- _EXERCISE OBJECTIVE_
Return every line below as is, leaving out the pictures.

- _AVAILABLE DATA_

........

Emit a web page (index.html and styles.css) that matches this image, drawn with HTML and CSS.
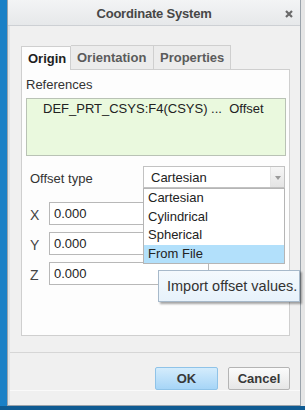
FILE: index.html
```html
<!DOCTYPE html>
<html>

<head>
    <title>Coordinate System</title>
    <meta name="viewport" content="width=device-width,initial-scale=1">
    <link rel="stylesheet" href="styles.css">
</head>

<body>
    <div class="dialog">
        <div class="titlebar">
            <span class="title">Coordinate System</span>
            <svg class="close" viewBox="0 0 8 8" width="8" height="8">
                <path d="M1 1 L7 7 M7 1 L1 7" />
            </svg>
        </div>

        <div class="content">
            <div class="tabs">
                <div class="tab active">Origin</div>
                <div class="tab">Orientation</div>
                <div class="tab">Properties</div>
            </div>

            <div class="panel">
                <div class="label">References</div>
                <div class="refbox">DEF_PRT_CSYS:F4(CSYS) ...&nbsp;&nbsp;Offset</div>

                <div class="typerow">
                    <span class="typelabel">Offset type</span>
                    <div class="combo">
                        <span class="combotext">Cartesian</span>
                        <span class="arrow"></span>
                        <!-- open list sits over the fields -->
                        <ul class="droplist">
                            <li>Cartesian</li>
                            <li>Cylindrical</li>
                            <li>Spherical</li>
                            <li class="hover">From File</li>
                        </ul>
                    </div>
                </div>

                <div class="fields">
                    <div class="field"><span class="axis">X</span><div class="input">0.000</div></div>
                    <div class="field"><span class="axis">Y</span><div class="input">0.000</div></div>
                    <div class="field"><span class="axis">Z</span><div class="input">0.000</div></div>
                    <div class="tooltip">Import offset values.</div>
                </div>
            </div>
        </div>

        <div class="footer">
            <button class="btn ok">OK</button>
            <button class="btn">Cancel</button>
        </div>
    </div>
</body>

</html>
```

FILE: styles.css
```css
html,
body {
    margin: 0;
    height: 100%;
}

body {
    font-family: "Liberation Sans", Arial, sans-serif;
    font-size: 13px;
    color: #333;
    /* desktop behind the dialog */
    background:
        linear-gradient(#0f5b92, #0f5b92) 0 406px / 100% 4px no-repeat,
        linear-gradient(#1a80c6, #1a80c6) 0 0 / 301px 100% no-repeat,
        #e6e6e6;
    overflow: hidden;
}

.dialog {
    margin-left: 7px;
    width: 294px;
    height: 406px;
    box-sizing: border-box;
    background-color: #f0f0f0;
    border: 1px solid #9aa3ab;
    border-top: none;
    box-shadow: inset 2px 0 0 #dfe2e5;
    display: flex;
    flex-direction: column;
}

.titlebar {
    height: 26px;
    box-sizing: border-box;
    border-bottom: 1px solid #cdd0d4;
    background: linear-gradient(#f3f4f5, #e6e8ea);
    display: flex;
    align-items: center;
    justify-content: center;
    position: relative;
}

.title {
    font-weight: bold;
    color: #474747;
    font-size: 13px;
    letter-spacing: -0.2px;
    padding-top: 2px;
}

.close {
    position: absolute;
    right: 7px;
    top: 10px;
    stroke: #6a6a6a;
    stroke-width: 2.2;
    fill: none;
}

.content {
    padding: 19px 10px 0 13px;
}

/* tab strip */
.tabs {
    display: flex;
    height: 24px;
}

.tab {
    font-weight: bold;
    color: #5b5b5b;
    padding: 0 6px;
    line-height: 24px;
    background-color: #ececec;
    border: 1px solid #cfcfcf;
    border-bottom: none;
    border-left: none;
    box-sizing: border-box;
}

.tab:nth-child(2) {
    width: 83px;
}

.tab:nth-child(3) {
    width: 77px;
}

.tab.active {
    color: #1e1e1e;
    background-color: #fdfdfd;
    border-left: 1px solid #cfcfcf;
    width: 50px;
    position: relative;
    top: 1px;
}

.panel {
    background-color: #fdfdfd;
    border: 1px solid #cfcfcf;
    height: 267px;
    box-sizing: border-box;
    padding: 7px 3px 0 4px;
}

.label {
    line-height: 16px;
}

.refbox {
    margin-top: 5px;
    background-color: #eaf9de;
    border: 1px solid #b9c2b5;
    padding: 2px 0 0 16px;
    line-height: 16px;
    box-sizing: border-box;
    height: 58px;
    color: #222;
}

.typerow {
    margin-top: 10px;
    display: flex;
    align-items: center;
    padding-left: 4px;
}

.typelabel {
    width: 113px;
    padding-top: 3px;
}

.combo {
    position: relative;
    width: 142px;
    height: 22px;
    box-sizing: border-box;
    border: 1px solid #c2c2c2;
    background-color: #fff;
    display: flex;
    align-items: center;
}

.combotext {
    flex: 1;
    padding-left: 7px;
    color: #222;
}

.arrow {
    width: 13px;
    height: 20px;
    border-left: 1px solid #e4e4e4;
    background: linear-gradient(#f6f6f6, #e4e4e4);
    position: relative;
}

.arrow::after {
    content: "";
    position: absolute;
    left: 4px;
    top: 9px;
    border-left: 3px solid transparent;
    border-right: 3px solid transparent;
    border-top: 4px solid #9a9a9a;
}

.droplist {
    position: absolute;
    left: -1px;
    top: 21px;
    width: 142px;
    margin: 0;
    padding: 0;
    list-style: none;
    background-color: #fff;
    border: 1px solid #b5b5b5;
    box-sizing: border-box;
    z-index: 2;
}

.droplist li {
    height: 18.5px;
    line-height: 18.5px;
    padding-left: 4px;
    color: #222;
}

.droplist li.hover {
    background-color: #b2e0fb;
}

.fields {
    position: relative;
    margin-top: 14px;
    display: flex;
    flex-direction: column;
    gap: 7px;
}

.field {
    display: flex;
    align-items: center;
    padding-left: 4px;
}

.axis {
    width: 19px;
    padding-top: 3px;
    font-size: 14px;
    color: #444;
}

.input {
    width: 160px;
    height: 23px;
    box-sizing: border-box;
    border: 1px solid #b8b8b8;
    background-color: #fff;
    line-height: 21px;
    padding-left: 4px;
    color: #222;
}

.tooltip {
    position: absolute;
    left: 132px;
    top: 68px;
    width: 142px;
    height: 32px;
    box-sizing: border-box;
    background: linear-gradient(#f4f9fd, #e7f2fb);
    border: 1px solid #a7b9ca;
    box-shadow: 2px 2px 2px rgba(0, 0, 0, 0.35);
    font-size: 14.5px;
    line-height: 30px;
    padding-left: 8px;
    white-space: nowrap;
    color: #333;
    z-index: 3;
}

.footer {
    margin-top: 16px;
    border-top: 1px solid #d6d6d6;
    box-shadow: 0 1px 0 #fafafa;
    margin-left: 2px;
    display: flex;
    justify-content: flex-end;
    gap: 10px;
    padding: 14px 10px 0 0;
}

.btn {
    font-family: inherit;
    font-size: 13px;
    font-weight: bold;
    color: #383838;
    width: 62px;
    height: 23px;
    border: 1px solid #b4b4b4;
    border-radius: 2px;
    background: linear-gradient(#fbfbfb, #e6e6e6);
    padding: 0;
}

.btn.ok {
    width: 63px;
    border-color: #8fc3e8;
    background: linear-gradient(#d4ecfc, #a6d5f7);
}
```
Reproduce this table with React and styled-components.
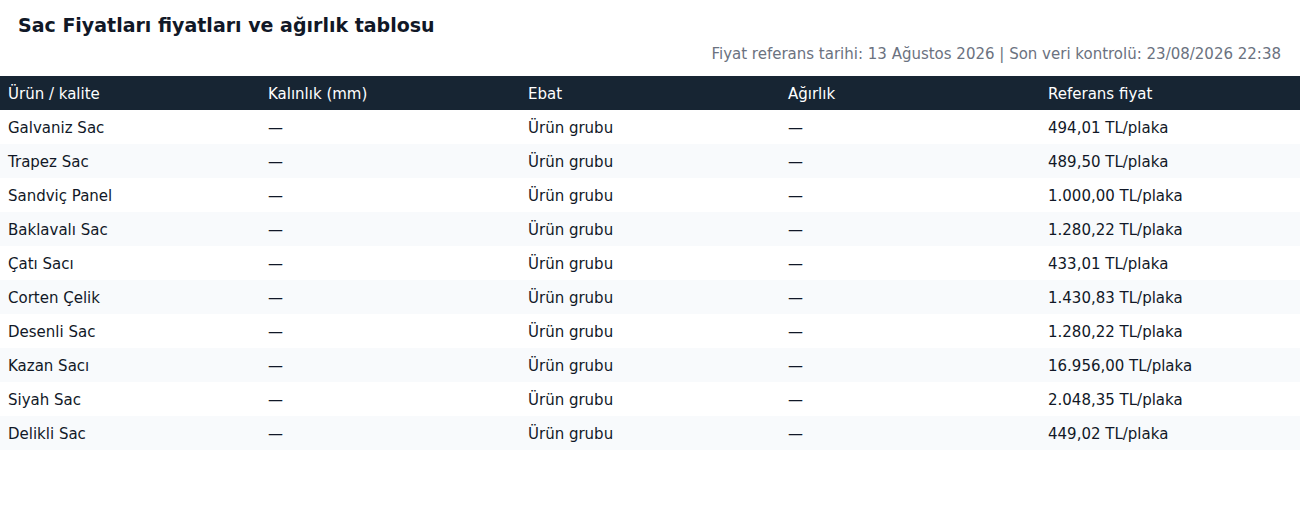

........

- _WRITTEN SOLUTION_
Emit a web page (index.html and styles.css) that matches this image, drawn with HTML and CSS.
FILE: index.html
```html
<!DOCTYPE html>
<html>

<head>
    <title>Coordinate System</title>
    <meta name="viewport" content="width=device-width,initial-scale=1">
    <link rel="stylesheet" href="styles.css">
</head>

<body>
    <div class="dialog">
        <div class="titlebar">
            <span class="title">Coordinate System</span>
            <svg class="close" viewBox="0 0 8 8" width="8" height="8">
                <path d="M1 1 L7 7 M7 1 L1 7" />
            </svg>
        </div>

        <div class="content">
            <div class="tabs">
                <div class="tab active">Origin</div>
                <div class="tab">Orientation</div>
                <div class="tab">Properties</div>
            </div>

            <div class="panel">
                <div class="label">References</div>
                <div class="refbox">DEF_PRT_CSYS:F4(CSYS) ...&nbsp;&nbsp;Offset</div>

                <div class="typerow">
                    <span class="typelabel">Offset type</span>
                    <div class="combo">
                        <span class="combotext">Cartesian</span>
                        <span class="arrow"></span>
                        <!-- open list sits over the fields -->
                        <ul class="droplist">
                            <li>Cartesian</li>
                            <li>Cylindrical</li>
                            <li>Spherical</li>
                            <li class="hover">From File</li>
                        </ul>
                    </div>
                </div>

                <div class="fields">
                    <div class="field"><span class="axis">X</span><div class="input">0.000</div></div>
                    <div class="field"><span class="axis">Y</span><div class="input">0.000</div></div>
                    <div class="field"><span class="axis">Z</span><div class="input">0.000</div></div>
                    <div class="tooltip">Import offset values.</div>
                </div>
            </div>
        </div>

        <div class="footer">
            <button class="btn ok">OK</button>
            <button class="btn">Cancel</button>
        </div>
    </div>
</body>

</html>
```

FILE: styles.css
```css
html,
body {
    margin: 0;
    height: 100%;
}

body {
    font-family: "Liberation Sans", Arial, sans-serif;
    font-size: 13px;
    color: #333;
    /* desktop behind the dialog */
    background:
        linear-gradient(#0f5b92, #0f5b92) 0 406px / 100% 4px no-repeat,
        linear-gradient(#1a80c6, #1a80c6) 0 0 / 301px 100% no-repeat,
        #e6e6e6;
    overflow: hidden;
}

.dialog {
    margin-left: 7px;
    width: 294px;
    height: 406px;
    box-sizing: border-box;
    background-color: #f0f0f0;
    border: 1px solid #9aa3ab;
    border-top: none;
    box-shadow: inset 2px 0 0 #dfe2e5;
    display: flex;
    flex-direction: column;
}

.titlebar {
    height: 26px;
    box-sizing: border-box;
    border-bottom: 1px solid #cdd0d4;
    background: linear-gradient(#f3f4f5, #e6e8ea);
    display: flex;
    align-items: center;
    justify-content: center;
    position: relative;
}

.title {
    font-weight: bold;
    color: #474747;
    font-size: 13px;
    letter-spacing: -0.2px;
    padding-top: 2px;
}

.close {
    position: absolute;
    right: 7px;
    top: 10px;
    stroke: #6a6a6a;
    stroke-width: 2.2;
    fill: none;
}

.content {
    padding: 19px 10px 0 13px;
}

/* tab strip */
.tabs {
    display: flex;
    height: 24px;
}

.tab {
    font-weight: bold;
    color: #5b5b5b;
    padding: 0 6px;
    line-height: 24px;
    background-color: #ececec;
    border: 1px solid #cfcfcf;
    border-bottom: none;
    border-left: none;
    box-sizing: border-box;
}

.tab:nth-child(2) {
    width: 83px;
}

.tab:nth-child(3) {
    width: 77px;
}

.tab.active {
    color: #1e1e1e;
    background-color: #fdfdfd;
    border-left: 1px solid #cfcfcf;
    width: 50px;
    position: relative;
    top: 1px;
}

.panel {
    background-color: #fdfdfd;
    border: 1px solid #cfcfcf;
    height: 267px;
    box-sizing: border-box;
    padding: 7px 3px 0 4px;
}

.label {
    line-height: 16px;
}

.refbox {
    margin-top: 5px;
    background-color: #eaf9de;
    border: 1px solid #b9c2b5;
    padding: 2px 0 0 16px;
    line-height: 16px;
    box-sizing: border-box;
    height: 58px;
    color: #222;
}

.typerow {
    margin-top: 10px;
    display: flex;
    align-items: center;
    padding-left: 4px;
}

.typelabel {
    width: 113px;
    padding-top: 3px;
}

.combo {
    position: relative;
    width: 142px;
    height: 22px;
    box-sizing: border-box;
    border: 1px solid #c2c2c2;
    background-color: #fff;
    display: flex;
    align-items: center;
}

.combotext {
    flex: 1;
    padding-left: 7px;
    color: #222;
}

.arrow {
    width: 13px;
    height: 20px;
    border-left: 1px solid #e4e4e4;
    background: linear-gradient(#f6f6f6, #e4e4e4);
    position: relative;
}

.arrow::after {
    content: "";
    position: absolute;
    left: 4px;
    top: 9px;
    border-left: 3px solid transparent;
    border-right: 3px solid transparent;
    border-top: 4px solid #9a9a9a;
}

.droplist {
    position: absolute;
    left: -1px;
    top: 21px;
    width: 142px;
    margin: 0;
    padding: 0;
    list-style: none;
    background-color: #fff;
    border: 1px solid #b5b5b5;
    box-sizing: border-box;
    z-index: 2;
}

.droplist li {
    height: 18.5px;
    line-height: 18.5px;
    padding-left: 4px;
    color: #222;
}

.droplist li.hover {
    background-color: #b2e0fb;
}

.fields {
    position: relative;
    margin-top: 14px;
    display: flex;
    flex-direction: column;
    gap: 7px;
}

.field {
    display: flex;
    align-items: center;
    padding-left: 4px;
}

.axis {
    width: 19px;
    padding-top: 3px;
    font-size: 14px;
    color: #444;
}

.input {
    width: 160px;
    height: 23px;
    box-sizing: border-box;
    border: 1px solid #b8b8b8;
    background-color: #fff;
    line-height: 21px;
    padding-left: 4px;
    color: #222;
}

.tooltip {
    position: absolute;
    left: 132px;
    top: 68px;
    width: 142px;
    height: 32px;
    box-sizing: border-box;
    background: linear-gradient(#f4f9fd, #e7f2fb);
    border: 1px solid #a7b9ca;
    box-shadow: 2px 2px 2px rgba(0, 0, 0, 0.35);
    font-size: 14.5px;
    line-height: 30px;
    padding-left: 8px;
    white-space: nowrap;
    color: #333;
    z-index: 3;
}

.footer {
    margin-top: 16px;
    border-top: 1px solid #d6d6d6;
    box-shadow: 0 1px 0 #fafafa;
    margin-left: 2px;
    display: flex;
    justify-content: flex-end;
    gap: 10px;
    padding: 14px 10px 0 0;
}

.btn {
    font-family: inherit;
    font-size: 13px;
    font-weight: bold;
    color: #383838;
    width: 62px;
    height: 23px;
    border: 1px solid #b4b4b4;
    border-radius: 2px;
    background: linear-gradient(#fbfbfb, #e6e6e6);
    padding: 0;
}

.btn.ok {
    width: 63px;
    border-color: #8fc3e8;
    background: linear-gradient(#d4ecfc, #a6d5f7);
}
```
Reproduce this table with React and styled-components.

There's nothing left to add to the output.